__Instructions to follow__. Give every line again exactly as it appears, please, but not the pictures.

⟨

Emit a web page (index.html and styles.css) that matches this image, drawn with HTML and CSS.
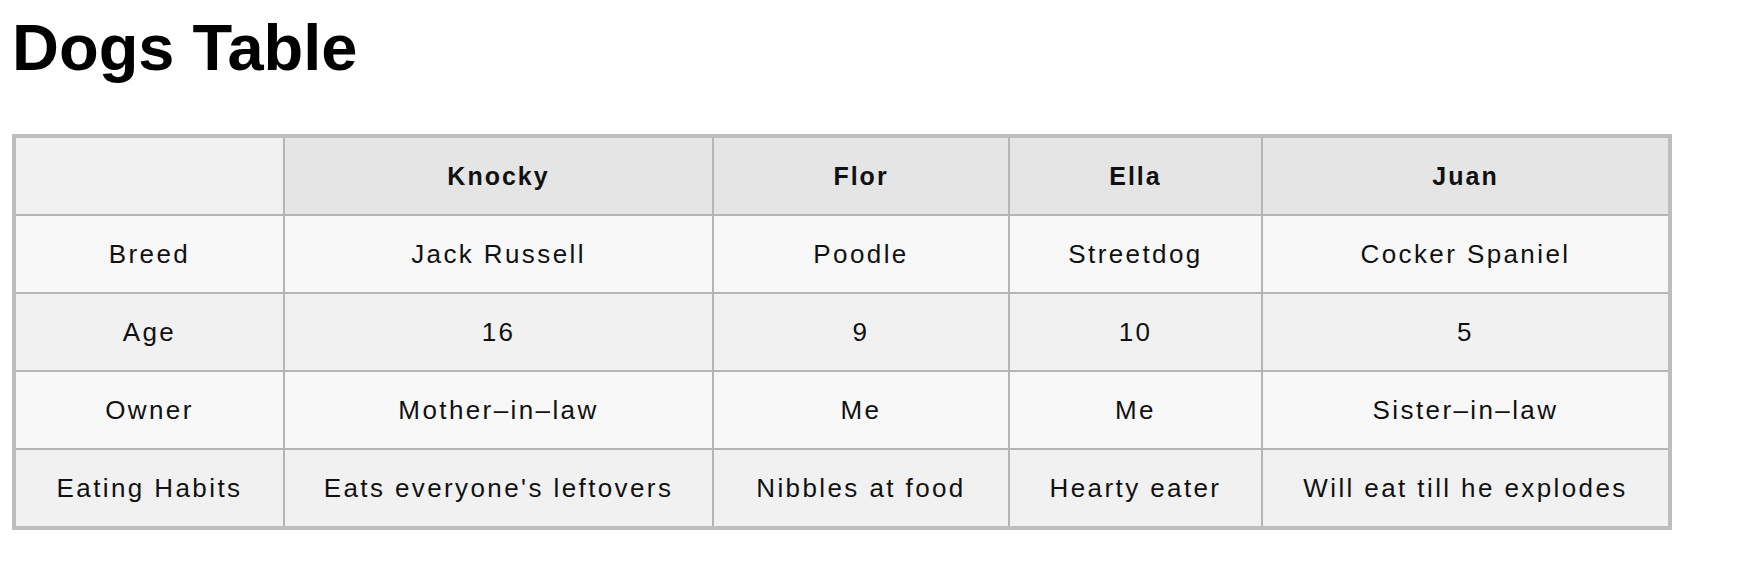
FILE: index.html
```html
<!DOCTYPE html>
<html lang="en">
<head>
<meta charset="utf-8">
<title>Dogs Table</title>
<link rel="stylesheet" href="styles.css">
</head>
<body>
<main class="page">
  <h1 class="title">Dogs Table</h1>
  <div class="dogs" role="table" aria-label="Dogs Table">
    <div class="row head-row" role="row">
      <div class="cell corner" role="columnheader"></div>
      <div class="cell head" role="columnheader">Knocky</div>
      <div class="cell head" role="columnheader">Flor</div>
      <div class="cell head" role="columnheader">Ella</div>
      <div class="cell head" role="columnheader">Juan</div>
    </div>
    <div class="row light" role="row">
      <div class="cell" role="rowheader">Breed</div>
      <div class="cell" role="cell">Jack Russell</div>
      <div class="cell" role="cell">Poodle</div>
      <div class="cell" role="cell">Streetdog</div>
      <div class="cell" role="cell">Cocker Spaniel</div>
    </div>
    <div class="row dark" role="row">
      <div class="cell" role="rowheader">Age</div>
      <div class="cell" role="cell">16</div>
      <div class="cell" role="cell">9</div>
      <div class="cell" role="cell">10</div>
      <div class="cell" role="cell">5</div>
    </div>
    <div class="row light" role="row">
      <div class="cell" role="rowheader">Owner</div>
      <div class="cell" role="cell">Mother&#8211;in&#8211;law</div>
      <div class="cell" role="cell">Me</div>
      <div class="cell" role="cell">Me</div>
      <div class="cell" role="cell">Sister&#8211;in&#8211;law</div>
    </div>
    <div class="row dark" role="row">
      <div class="cell" role="rowheader">Eating Habits</div>
      <div class="cell" role="cell">Eats everyone's leftovers</div>
      <div class="cell" role="cell">Nibbles at food</div>
      <div class="cell" role="cell">Hearty eater</div>
      <div class="cell" role="cell">Will eat till he explodes</div>
    </div>
  </div>
</main>
</body>
</html>
```
FILE: styles.css
```css
html, body {
  margin: 0;
  padding: 0;
  background: #ffffff;
}

body {
  font-family: "Liberation Sans", Arial, sans-serif;
  color: #111111;
}

.page {
  padding: 16px 12px;
}

.title {
  margin: 0 0 54px 0;
  font-size: 65px;
  line-height: 64px;
  font-weight: 700;
  color: #000000;
}

.dogs {
  display: inline-grid;
  grid-template-columns: 267px 427px 294px 251px 405px;
  grid-auto-rows: 76px;
  gap: 2px;
  border: 4px solid #bdbdbd;
  background: #b5b5b5;
}

.row {
  display: contents;
}

.cell {
  display: flex;
  align-items: center;
  justify-content: center;
  font-size: 26px;
  letter-spacing: 2.4px;
  white-space: nowrap;
}

.light .cell {
  background: #f8f8f8;
}

.dark .cell {
  background: #f1f1f1;
}

.corner {
  background: #f1f1f1;
}

.head {
  background: #e5e5e5;
  font-size: 25px;
  font-weight: 700;
  letter-spacing: 2px;
}
```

⟩

__Exercise response__.
Emit a web page (index.html and styles.css) that matches this image, drawn with HTML and CSS.
FILE: index.html
```html
<!DOCTYPE html>
<html lang="en">
<head>
<meta charset="utf-8">
<title>Dogs Table</title>
<link rel="stylesheet" href="styles.css">
</head>
<body>
<main class="page">
  <h1 class="title">Dogs Table</h1>
  <div class="dogs" role="table" aria-label="Dogs Table">
    <div class="row head-row" role="row">
      <div class="cell corner" role="columnheader"></div>
      <div class="cell head" role="columnheader">Knocky</div>
      <div class="cell head" role="columnheader">Flor</div>
      <div class="cell head" role="columnheader">Ella</div>
      <div class="cell head" role="columnheader">Juan</div>
    </div>
    <div class="row light" role="row">
      <div class="cell" role="rowheader">Breed</div>
      <div class="cell" role="cell">Jack Russell</div>
      <div class="cell" role="cell">Poodle</div>
      <div class="cell" role="cell">Streetdog</div>
      <div class="cell" role="cell">Cocker Spaniel</div>
    </div>
    <div class="row dark" role="row">
      <div class="cell" role="rowheader">Age</div>
      <div class="cell" role="cell">16</div>
      <div class="cell" role="cell">9</div>
      <div class="cell" role="cell">10</div>
      <div class="cell" role="cell">5</div>
    </div>
    <div class="row light" role="row">
      <div class="cell" role="rowheader">Owner</div>
      <div class="cell" role="cell">Mother&#8211;in&#8211;law</div>
      <div class="cell" role="cell">Me</div>
      <div class="cell" role="cell">Me</div>
      <div class="cell" role="cell">Sister&#8211;in&#8211;law</div>
    </div>
    <div class="row dark" role="row">
      <div class="cell" role="rowheader">Eating Habits</div>
      <div class="cell" role="cell">Eats everyone's leftovers</div>
      <div class="cell" role="cell">Nibbles at food</div>
      <div class="cell" role="cell">Hearty eater</div>
      <div class="cell" role="cell">Will eat till he explodes</div>
    </div>
  </div>
</main>
</body>
</html>
```
FILE: styles.css
```css
html, body {
  margin: 0;
  padding: 0;
  background: #ffffff;
}

body {
  font-family: "Liberation Sans", Arial, sans-serif;
  color: #111111;
}

.page {
  padding: 16px 12px;
}

.title {
  margin: 0 0 54px 0;
  font-size: 65px;
  line-height: 64px;
  font-weight: 700;
  color: #000000;
}

.dogs {
  display: inline-grid;
  grid-template-columns: 267px 427px 294px 251px 405px;
  grid-auto-rows: 76px;
  gap: 2px;
  border: 4px solid #bdbdbd;
  background: #b5b5b5;
}

.row {
  display: contents;
}

.cell {
  display: flex;
  align-items: center;
  justify-content: center;
  font-size: 26px;
  letter-spacing: 2.4px;
  white-space: nowrap;
}

.light .cell {
  background: #f8f8f8;
}

.dark .cell {
  background: #f1f1f1;
}

.corner {
  background: #f1f1f1;
}

.head {
  background: #e5e5e5;
  font-size: 25px;
  font-weight: 700;
  letter-spacing: 2px;
}
```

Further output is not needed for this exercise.